Stated problem -> Identify, in the records below, every line where the string "this" appears, and copy each such line.
-------- Extracted information --------
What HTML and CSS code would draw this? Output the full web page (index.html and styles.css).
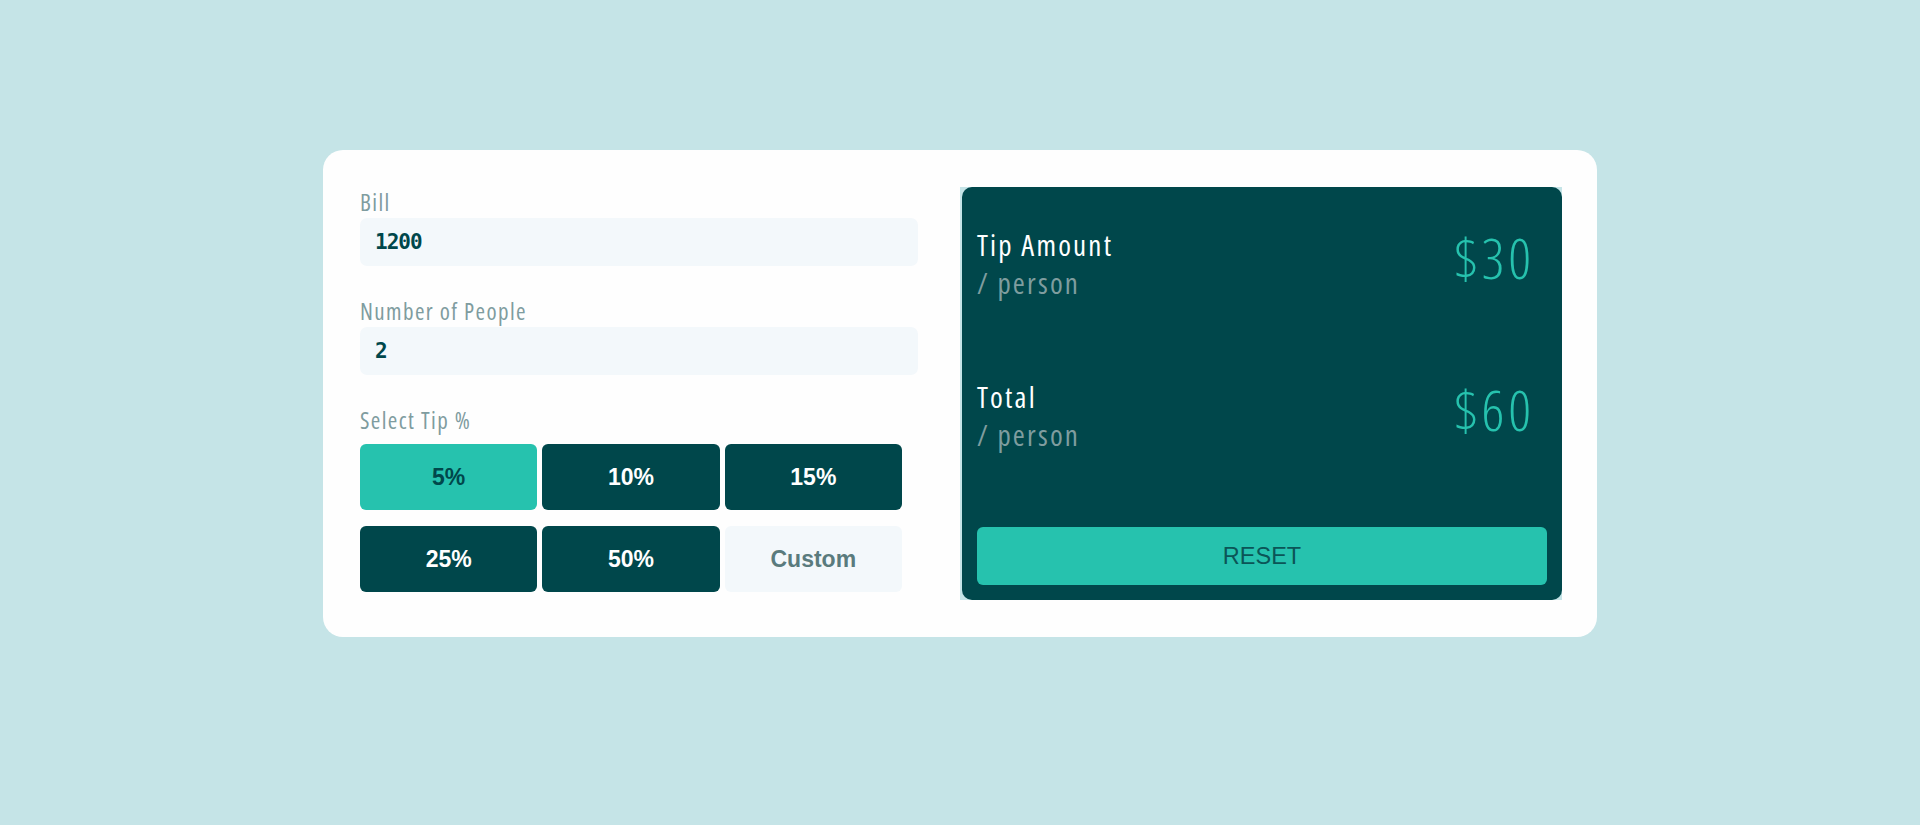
--------
-------- Extracted information --------
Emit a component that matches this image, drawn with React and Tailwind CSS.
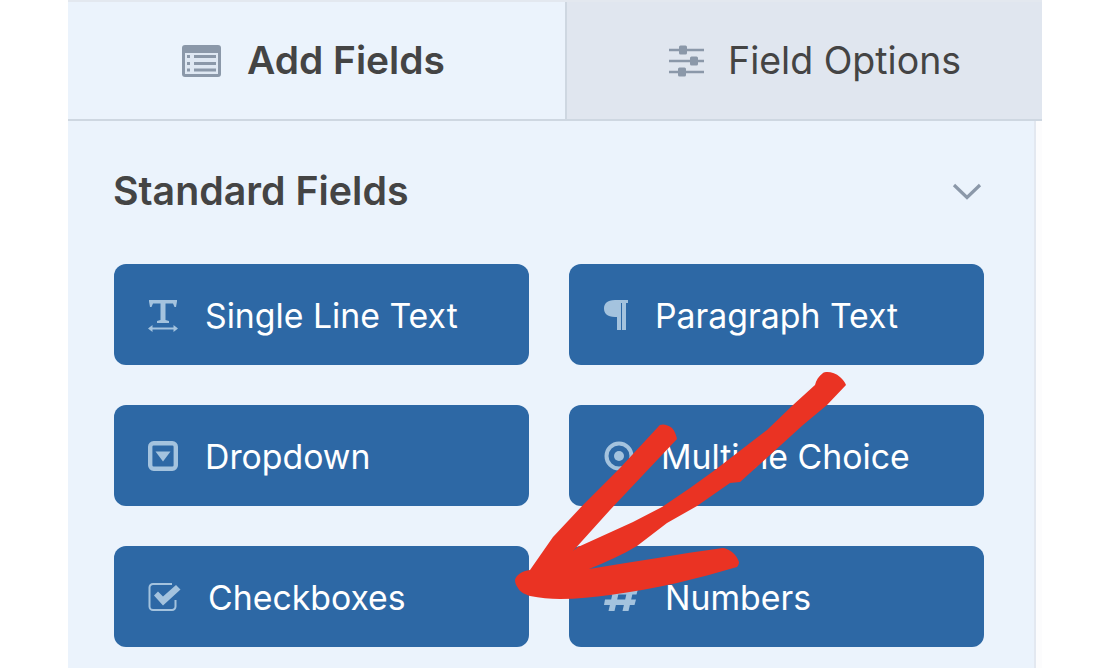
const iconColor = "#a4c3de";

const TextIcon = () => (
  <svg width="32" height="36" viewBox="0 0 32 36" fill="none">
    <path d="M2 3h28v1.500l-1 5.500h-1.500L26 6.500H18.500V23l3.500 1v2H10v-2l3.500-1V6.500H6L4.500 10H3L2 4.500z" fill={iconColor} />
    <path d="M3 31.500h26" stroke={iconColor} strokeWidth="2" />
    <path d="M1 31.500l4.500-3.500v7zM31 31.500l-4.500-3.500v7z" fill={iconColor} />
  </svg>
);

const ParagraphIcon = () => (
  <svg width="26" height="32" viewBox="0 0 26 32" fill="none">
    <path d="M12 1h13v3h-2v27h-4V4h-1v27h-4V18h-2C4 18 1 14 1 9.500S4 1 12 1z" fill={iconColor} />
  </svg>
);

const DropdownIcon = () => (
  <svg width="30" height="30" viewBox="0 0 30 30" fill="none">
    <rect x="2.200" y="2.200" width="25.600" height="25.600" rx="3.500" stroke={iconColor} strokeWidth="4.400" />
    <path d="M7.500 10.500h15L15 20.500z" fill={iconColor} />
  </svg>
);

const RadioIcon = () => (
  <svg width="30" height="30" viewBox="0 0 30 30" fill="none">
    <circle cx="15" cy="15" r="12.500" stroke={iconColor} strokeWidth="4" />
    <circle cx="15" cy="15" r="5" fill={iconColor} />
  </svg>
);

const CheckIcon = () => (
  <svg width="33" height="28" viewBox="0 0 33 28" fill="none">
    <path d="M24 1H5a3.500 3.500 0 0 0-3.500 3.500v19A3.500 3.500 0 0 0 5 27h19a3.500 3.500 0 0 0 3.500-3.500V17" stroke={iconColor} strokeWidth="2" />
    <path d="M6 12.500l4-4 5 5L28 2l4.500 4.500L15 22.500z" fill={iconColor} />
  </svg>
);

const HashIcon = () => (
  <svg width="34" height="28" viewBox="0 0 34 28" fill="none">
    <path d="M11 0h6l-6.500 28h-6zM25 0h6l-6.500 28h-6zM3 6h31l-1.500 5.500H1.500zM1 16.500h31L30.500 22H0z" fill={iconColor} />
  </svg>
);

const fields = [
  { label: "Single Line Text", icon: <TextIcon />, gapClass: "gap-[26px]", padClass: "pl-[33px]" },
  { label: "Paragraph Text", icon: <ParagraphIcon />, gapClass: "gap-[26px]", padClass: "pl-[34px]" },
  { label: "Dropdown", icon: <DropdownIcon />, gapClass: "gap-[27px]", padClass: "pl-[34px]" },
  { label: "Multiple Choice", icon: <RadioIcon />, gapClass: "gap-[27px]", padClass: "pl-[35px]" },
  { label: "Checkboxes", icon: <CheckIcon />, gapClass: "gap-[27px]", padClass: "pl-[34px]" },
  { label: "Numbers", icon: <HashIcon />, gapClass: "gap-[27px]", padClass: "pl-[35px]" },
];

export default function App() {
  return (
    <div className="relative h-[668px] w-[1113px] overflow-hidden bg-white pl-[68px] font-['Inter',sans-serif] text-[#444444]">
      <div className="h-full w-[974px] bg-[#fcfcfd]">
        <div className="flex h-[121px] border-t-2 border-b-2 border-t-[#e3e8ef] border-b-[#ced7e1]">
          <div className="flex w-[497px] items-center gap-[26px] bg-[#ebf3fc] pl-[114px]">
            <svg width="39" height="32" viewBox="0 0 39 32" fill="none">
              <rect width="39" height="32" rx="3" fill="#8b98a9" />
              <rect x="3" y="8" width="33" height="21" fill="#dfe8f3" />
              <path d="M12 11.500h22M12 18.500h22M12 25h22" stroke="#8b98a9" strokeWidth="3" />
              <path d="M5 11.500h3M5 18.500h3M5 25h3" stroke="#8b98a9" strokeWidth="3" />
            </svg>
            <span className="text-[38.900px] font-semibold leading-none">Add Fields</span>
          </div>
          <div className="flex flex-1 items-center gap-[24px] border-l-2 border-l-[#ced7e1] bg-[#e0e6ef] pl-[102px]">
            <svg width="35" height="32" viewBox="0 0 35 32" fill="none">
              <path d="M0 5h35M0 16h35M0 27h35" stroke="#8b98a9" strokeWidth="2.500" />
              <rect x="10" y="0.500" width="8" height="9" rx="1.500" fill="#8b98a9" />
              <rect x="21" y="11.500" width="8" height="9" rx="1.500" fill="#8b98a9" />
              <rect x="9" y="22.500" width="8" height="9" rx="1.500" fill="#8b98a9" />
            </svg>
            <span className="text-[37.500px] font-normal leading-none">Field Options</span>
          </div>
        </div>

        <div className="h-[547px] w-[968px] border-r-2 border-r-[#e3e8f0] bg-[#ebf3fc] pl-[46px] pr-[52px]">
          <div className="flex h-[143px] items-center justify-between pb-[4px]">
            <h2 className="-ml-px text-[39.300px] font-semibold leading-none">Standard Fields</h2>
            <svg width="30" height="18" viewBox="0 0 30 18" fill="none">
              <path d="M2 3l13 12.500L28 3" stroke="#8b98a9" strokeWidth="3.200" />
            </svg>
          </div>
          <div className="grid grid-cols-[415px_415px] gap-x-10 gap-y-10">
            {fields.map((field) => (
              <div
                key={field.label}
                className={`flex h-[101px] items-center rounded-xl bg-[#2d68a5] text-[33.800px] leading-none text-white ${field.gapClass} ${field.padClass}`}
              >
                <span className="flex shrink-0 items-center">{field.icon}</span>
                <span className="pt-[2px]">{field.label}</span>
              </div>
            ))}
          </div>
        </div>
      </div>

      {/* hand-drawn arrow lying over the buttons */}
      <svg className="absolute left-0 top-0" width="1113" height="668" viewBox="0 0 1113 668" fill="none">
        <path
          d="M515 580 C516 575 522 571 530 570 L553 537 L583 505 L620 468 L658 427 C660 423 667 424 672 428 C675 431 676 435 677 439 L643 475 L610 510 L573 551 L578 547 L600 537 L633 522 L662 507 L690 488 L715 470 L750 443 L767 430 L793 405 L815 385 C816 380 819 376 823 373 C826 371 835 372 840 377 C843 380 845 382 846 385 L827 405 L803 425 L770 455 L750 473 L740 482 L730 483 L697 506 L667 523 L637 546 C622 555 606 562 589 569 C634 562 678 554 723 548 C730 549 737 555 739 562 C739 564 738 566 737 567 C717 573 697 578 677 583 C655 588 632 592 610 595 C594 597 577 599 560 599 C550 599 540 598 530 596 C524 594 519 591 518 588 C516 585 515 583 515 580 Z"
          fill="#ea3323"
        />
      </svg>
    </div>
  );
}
--------
Finished exercise ->
What HTML and CSS code would draw this? Output the full web page (index.html and styles.css).
Emit a component that matches this image, drawn with React and Tailwind CSS.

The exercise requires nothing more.